Trust is often required when we reveal who we really are as we often have been brought up to use the signals we get from others to determine our self worth.  For example, when we first get with our partner, we may hold parts of our personal story back because we are afraid that they will find us less desirable or loveable if they knew the full picture.  This implies that we already do not accept ourselves!  How can we possibly feel accepted by our partner if we don’t accept ourselves?  We can’t!

When the timing is right, it’s important that with those we love and want to be intimate with that we share the full picture of us.  That includes our children.  Often we hold how we feel and think back from our children leaving them in the dark to our internal world.  The gift of sharing that information means that our children learn about us truly!  Instead of saying “I’m fine”, take the time to share what’s going on in your world so that they begin to understand you better.  If you’ve had trauma and tragedy in your history, pick an appropriate moment to share it calmly and explain what happened, how it happened, the effect on your life and how you felt and feel about it now.

For example, I shared with both of my children that I had been sexually abused as a child by a neighbour and as a result, it lead to my being raped as a teenager.  As my response was imprinted, from my early experiences, to not tell anyone, I then didn’t reveal it to anyone until I was in my mid 30’s.   Those early experiences had taught me unhealthy intimacy!  They taught me to hide my experiences and emotions because the threat was that I would not be loved.  The perpetrator used our relationship to manipulate me into an abusive situation and then keep it secret.

I shared my experience with my children when they were at an age they could understand so that they knew what I went through and could protect themselves (and future generations) and also so they could make healthy and safe choices when the time came for them to decide if they were ready for sex.   I taught my daughter at a young age what the difference was between a good secret and a bad secret so that if someone close to her tried to get her to hide something from her parents by telling her that we wouldn’t love them, that she knew that wasn’t true and to tell us.  We taught her who had the right to touch her body, especially in an intimate way, and that she owned that right to say yes or no.  With our son, we taught all of that and also to ensure he knew his partner was ready and wanting a physical relationship and how to safely navigate that path.  Our daughter also got that information, but only when she was ready to hear it.
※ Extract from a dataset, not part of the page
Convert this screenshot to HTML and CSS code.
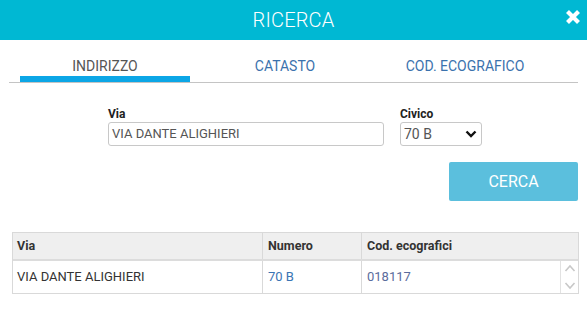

Throughout my children’s development years I have endevoured to encourage them to always be real with those that really care about them.  We model this behaviour in our home every day.  There is a lot of loving touch, kissing and hugging and yes, some fighting.

It’s especially important to be real when you’re angry or frustrated with someone.  Being real though, means that we own our response, behaviour and actions.  We don’t blame the other for how we feel.. (e.g. “You make me angry!”).  When we take full responsibility of our emotions and actions in an intimate relationship we reveal ourselves fully and feel safe in doing so because we accept ourselves as we do this!  When we accept ourselves, then it actually doesn’t matter what the other persons reaction is.  We can own our emotions, express them safely and then take the time to listen and hear the other person without the need to be right, but with the need to understand and find a resolution.  So our children witnessed us expressing ourselves, our emotions and then watched as we talked it through and resolved the issue.

So remember… healthy intimacy involves feeling safe to express ourselves physically and emotionally with the loved one, accepting ourselves fully as we are in each moment.  That moment could be either a positive or a “negative” emotional moment!  (By the way, negative emotions are positive because they move us into action or into a response that we need to feel or face!)